* Task brief *
How many lines of these entries hold the string "this"? Reply with the number alone.

Rows from a dataset of pages and code:
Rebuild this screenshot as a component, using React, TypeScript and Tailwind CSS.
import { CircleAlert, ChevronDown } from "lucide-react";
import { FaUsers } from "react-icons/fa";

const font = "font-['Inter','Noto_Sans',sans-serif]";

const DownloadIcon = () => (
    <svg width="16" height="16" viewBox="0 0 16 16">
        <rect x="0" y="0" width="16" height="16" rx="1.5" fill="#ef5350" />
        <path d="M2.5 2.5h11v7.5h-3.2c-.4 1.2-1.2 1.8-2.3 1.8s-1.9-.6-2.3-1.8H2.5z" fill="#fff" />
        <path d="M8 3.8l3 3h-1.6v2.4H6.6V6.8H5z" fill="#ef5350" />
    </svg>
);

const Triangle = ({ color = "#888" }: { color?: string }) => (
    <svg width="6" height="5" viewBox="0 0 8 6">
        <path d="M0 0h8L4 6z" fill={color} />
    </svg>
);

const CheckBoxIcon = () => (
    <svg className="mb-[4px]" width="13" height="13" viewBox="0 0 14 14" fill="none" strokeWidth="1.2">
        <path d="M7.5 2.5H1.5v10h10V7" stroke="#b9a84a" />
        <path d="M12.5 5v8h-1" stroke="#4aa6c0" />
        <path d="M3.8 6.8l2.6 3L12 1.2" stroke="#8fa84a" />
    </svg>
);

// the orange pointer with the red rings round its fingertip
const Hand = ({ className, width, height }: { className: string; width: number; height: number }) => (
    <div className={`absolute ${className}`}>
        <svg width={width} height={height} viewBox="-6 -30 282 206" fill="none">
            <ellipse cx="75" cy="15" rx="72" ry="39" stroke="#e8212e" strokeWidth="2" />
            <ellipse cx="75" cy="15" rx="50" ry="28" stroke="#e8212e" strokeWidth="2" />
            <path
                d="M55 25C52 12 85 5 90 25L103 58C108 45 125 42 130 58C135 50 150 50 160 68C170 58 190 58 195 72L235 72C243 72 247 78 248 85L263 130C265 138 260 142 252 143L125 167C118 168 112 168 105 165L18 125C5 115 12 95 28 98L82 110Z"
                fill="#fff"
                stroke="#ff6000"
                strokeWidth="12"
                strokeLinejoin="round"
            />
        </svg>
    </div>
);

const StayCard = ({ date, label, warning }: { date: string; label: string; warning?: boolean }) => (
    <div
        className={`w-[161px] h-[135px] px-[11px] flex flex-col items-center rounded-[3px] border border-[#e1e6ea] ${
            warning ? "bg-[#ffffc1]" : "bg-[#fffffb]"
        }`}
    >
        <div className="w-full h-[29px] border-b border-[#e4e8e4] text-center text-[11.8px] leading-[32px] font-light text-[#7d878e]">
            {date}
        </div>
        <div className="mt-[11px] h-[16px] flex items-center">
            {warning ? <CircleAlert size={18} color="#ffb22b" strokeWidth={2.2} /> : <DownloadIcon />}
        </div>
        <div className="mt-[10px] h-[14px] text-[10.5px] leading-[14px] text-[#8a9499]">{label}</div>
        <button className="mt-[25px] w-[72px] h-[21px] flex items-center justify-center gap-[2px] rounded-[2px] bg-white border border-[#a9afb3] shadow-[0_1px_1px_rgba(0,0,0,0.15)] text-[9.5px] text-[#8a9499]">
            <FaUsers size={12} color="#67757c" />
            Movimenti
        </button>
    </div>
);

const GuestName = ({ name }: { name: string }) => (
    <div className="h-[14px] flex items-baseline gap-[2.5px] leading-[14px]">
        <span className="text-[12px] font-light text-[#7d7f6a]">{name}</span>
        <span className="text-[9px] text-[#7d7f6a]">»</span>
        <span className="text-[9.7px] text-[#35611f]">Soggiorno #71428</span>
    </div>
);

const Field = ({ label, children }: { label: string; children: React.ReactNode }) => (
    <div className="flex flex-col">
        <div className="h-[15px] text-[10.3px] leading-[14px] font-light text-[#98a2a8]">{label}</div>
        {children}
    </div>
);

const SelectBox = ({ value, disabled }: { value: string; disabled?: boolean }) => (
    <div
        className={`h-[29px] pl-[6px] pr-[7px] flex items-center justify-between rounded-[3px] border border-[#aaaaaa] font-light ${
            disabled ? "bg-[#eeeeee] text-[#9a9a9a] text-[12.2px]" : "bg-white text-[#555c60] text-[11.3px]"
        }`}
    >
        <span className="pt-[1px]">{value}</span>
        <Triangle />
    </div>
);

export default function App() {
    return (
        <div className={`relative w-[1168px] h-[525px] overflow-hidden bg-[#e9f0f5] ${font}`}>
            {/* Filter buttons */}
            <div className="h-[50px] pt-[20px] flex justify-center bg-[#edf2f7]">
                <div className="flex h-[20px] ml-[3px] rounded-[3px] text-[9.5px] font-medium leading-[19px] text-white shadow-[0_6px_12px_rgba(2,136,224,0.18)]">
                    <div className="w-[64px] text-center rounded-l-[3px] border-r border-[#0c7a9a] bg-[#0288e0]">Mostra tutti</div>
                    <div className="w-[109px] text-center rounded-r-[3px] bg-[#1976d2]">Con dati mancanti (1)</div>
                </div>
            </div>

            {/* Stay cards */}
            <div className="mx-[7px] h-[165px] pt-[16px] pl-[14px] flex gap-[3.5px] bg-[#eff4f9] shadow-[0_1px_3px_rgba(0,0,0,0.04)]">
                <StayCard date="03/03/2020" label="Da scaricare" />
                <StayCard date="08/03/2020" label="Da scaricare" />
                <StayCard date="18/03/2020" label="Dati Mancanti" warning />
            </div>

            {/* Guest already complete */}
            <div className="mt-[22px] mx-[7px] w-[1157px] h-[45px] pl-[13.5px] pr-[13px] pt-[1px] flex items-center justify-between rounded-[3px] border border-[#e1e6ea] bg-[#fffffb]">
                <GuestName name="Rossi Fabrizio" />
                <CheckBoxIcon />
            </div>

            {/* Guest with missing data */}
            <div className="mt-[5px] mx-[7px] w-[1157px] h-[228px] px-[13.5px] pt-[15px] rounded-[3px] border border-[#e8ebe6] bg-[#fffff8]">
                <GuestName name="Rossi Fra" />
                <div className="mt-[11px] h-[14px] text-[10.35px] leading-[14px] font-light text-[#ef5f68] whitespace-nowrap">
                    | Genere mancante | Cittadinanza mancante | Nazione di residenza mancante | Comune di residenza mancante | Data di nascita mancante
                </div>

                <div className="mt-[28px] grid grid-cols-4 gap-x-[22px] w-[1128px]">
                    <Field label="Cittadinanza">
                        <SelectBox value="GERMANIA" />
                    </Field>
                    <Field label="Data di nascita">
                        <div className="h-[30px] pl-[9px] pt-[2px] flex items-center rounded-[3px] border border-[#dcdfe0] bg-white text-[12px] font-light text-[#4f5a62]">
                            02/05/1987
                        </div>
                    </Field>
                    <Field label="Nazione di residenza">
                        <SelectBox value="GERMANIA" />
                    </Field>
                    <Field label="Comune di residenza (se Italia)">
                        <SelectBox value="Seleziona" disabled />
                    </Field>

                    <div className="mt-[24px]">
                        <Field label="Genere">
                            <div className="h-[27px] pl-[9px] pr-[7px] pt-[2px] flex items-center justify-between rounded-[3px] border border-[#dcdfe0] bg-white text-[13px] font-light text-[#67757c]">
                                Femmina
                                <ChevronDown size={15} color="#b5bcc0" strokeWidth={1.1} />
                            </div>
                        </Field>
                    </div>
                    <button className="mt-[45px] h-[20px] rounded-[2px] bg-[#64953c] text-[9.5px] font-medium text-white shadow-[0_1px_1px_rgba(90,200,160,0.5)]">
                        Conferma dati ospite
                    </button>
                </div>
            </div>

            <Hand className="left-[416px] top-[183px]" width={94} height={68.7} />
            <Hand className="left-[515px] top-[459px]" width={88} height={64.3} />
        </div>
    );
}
* * *
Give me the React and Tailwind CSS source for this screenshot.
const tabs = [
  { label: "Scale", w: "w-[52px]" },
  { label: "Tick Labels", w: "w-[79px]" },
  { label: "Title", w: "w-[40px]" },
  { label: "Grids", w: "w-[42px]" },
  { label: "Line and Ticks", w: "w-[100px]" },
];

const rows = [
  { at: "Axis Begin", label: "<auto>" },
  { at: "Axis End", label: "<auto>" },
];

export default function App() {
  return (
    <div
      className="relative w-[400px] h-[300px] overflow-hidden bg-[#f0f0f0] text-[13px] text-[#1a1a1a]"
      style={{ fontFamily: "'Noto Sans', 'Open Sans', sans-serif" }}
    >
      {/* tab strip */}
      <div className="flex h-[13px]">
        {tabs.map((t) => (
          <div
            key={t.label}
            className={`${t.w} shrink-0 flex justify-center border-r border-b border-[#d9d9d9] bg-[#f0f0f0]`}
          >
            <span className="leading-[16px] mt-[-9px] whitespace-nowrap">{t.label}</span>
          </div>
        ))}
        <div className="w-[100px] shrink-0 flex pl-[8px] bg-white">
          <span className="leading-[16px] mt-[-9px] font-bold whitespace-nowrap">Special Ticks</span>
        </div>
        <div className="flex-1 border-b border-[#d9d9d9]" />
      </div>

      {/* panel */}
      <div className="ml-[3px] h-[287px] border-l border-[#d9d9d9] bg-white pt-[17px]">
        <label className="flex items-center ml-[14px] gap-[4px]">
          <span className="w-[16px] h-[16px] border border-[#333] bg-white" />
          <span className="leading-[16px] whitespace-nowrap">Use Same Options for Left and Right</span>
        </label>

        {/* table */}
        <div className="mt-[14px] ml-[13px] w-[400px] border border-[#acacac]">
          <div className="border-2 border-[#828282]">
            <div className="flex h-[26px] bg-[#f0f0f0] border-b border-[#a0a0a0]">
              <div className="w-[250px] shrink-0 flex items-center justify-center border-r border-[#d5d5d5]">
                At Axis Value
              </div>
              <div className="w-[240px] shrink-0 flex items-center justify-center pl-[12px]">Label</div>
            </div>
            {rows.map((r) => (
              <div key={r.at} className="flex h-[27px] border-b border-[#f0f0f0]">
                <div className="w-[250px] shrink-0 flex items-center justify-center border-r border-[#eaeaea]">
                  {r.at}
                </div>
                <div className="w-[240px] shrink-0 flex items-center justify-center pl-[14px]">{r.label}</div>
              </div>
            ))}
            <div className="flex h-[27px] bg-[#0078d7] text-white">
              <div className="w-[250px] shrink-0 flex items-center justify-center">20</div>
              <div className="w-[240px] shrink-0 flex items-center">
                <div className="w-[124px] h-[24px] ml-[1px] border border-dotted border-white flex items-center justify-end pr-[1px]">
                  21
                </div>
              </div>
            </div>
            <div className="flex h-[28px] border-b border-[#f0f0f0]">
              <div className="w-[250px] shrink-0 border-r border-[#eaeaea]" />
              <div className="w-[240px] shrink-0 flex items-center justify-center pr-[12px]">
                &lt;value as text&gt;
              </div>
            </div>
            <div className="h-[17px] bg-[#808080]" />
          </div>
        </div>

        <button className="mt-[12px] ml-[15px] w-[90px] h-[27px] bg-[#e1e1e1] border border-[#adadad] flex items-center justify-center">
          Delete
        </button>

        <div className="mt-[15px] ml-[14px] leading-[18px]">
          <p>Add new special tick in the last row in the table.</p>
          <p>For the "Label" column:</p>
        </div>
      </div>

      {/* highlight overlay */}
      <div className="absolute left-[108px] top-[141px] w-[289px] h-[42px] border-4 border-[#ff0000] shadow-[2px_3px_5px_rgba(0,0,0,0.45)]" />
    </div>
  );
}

* Result below *
2